Uma vez convocada como testemunha, a pessoa que irá depor não pode “fazer afirmação falsa, ou negar ou calar a verdade”. Assim dispõe o artigo 342 do Código Penal, que penaliza quem deveria, ao menos em razão de um comportamento ético, falar a verdade e esclarecer os fatos. A testemunha tem função relevante no esclarecimento de um contexto, pois ela auxilia na reconstrução da verdade no âmbito do procedimento, seja ele judicial ou administrativo. Por isso, o legislador penal prevê penalidades à testemunha mentirosa. E como mentira, entenda-se também a negativa de falar a verdade, ou fazer afirmação falsa sobre os fatos em investigação.
Entretanto, ainda há espaço para o arrependimento, mesmo que a mentira seja a mais “cabeluda”. De acordo com o mesmo artigo 342, se a testemunha se retrata de sua fala omissa, falsa ou mentirosa, antes da sentença a ser proferida pelo juiz, o fato deixa de ser punível. Trata-se de um incentivo legal para que a testemunha seja fiel com o que testemunhou, evitando um vício na decisão judicial, o que poderia prejudicar a administração da justiça.
Ainda há a situação em que a testemunha, em razão de um determinado contexto, pode figurar na condição de investigado, o que parece ser o caso do ex-ministro e também da médica. Neste caso, enquanto testemunhas, têm o direito de permanecer em silêncio, pois a situação jurídica sofre modificação severa em razão de questões a ser reveladas que poderiam prejudicar, futuramente, eventual tese de defesa. Então, uma vez inquirida a testemunha com relação aos fatos comprometedores, em desfavor de sua pessoa, esta poderá invocar a cláusula constitucional e permanecer calada, independentemente de qualquer medida judicial prévia.
Mesmo assim, é comum que testemunhas em uma situação limítrofe e ambígua como esta, de serem enquadradas também como investigadas ou acusadas, recorram ao Poder Judiciário para que lhes seja garantido o direito de silenciar. Concedida a medida judicial, não devem ser compelidas a responder às perguntas que envolvam mera opinião pessoal, ou se manifestar sobre situações que revelem eventual culpabilidade. Contudo, se a pergunta se referir ao fato imputado a terceiro, as testemunhas devem falar a verdade.
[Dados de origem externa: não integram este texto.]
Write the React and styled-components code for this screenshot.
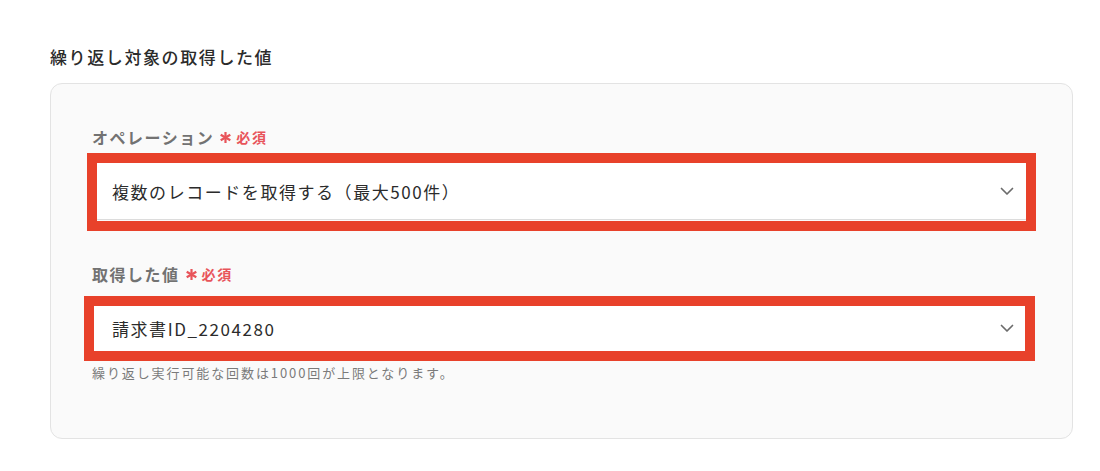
import React from 'react';
import styled, { createGlobalStyle } from 'styled-components';

const GlobalStyle = createGlobalStyle`
  html, body {
    margin: 0;
    padding: 0;
    background: #ffffff;
    font-family: "Noto Sans CJK JP", "Noto Sans", sans-serif;
    color: #333333;
  }
`;

const Page = styled.div`
  padding: 45px 27px 32px 50px;
`;

const Title = styled.h2`
  margin: 0 0 14px;
  font-size: 17px;
  line-height: 24px;
  font-weight: 500;
  letter-spacing: 1.6px;
  color: #2b2b2b;
`;

const Card = styled.div`
  background: #fafafa;
  border: 1px solid #e3e3e3;
  border-radius: 12px;
  padding: 41px 41px 56px;
  display: flex;
  flex-direction: column;
`;

const Field = styled.div`
  display: flex;
  flex-direction: column;
  margin-top: ${p => p.$gap || 0}px;
`;

const Label = styled.label`
  display: flex;
  align-items: center;
  gap: 5px;
  font-size: 16px;
  line-height: 24px;
  font-weight: 700;
  letter-spacing: 1.5px;
  color: #727272;
  margin-bottom: 13px;
`;

const Required = styled.span`
  display: inline-flex;
  align-items: center;
  gap: 4px;
  font-size: 14px;
  font-weight: 700;
  letter-spacing: 1.8px;
  color: #e8545a;
`;

const Star = () => (
  <svg width="13" height="13" viewBox="0 0 13 13">
    <g stroke="#e8545a" strokeWidth="2.2" strokeLinecap="butt">
      <path d="M6.5 1 L6.5 12" />
      <path d="M1.7 3.75 L11.3 9.25" />
      <path d="M1.7 9.25 L11.3 3.75" />
    </g>
  </svg>
);

const SelectWrap = styled.div`
  position: relative;
`;

const Select = styled.div`
  height: 58px;
  box-sizing: border-box;
  background: #ffffff;
  border: 1px solid #dcdcdc;
  border-radius: 6px;
  display: flex;
  align-items: center;
  justify-content: space-between;
  padding: 0 16px 0 19px;
  font-size: 17px;
  letter-spacing: 1.55px;
  color: #2b2b2b;
`;

const Highlight = styled.div`
  position: absolute;
  top: ${p => p.$t}px;
  bottom: ${p => p.$b}px;
  left: ${p => p.$l}px;
  right: ${p => p.$r}px;
  border: 10px solid #e8412a;
  pointer-events: none;
`;

const Hint = styled.p`
  margin: 7px 0 0;
  font-size: 13px;
  line-height: 18px;
  letter-spacing: 1.9px;
  color: #7a7a7a;
`;

const Chevron = () => (
  <svg width="14" height="9" viewBox="0 0 14 9" fill="none">
    <path d="M1.5 1.5 L7 7 L12.5 1.5" stroke="#6b6b6b" strokeWidth="1.7" strokeLinecap="round" strokeLinejoin="round" />
  </svg>
);

const fields = [
  {
    label: 'オペレーション',
    value: '複数のレコードを取得する（最大500件）',
    box: { t: -9, b: -11, l: -5, r: -5 },
  },
  {
    label: '取得した値',
    value: '請求書ID_2204280',
    box: { t: -3, b: -4, l: -8, r: -4 },
    hint: '繰り返し実行可能な回数は1000回が上限となります。',
  },
];

export default function App() {
  return (
    <>
      <GlobalStyle />
      <Page>
        <Title>繰り返し対象の取得した値</Title>
        <Card>
          {fields.map((f, i) => (
            <Field key={f.label} $gap={i === 0 ? 0 : 42}>
              <Label>
                {f.label}
                <Required><Star />必須</Required>
              </Label>
              <SelectWrap>
                <Select>
                  <span>{f.value}</span>
                  <Chevron />
                </Select>
                <Highlight $t={f.box.t} $b={f.box.b} $l={f.box.l} $r={f.box.r} />
              </SelectWrap>
              {f.hint && <Hint>{f.hint}</Hint>}
            </Field>
          ))}
        </Card>
      </Page>
    </>
  );
}
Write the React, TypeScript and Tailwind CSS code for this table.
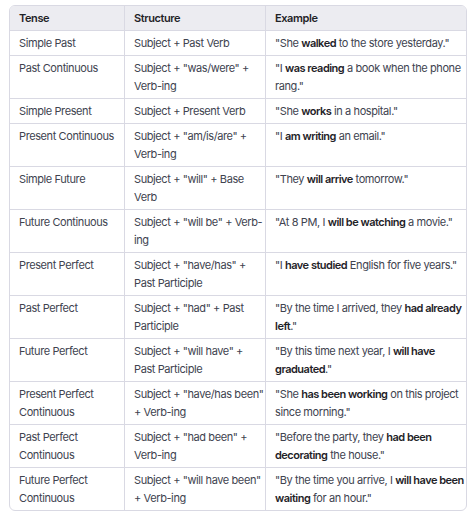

Para além das questões jurídicas, deveria haver um compromisso ético com a verdade dos fatos. Isso, porém, talvez seja exigir demais de pessoas cuja única preocupação é prestar vassalagem a um governante que nenhum compromisso tem com as evidências científicas. Governante este que tem a cloroquina como remédio milagroso para a cura da Covid e que, mesmo com mais de 430 mil mortos, ainda gera aglomerações e não usa máscara de proteção.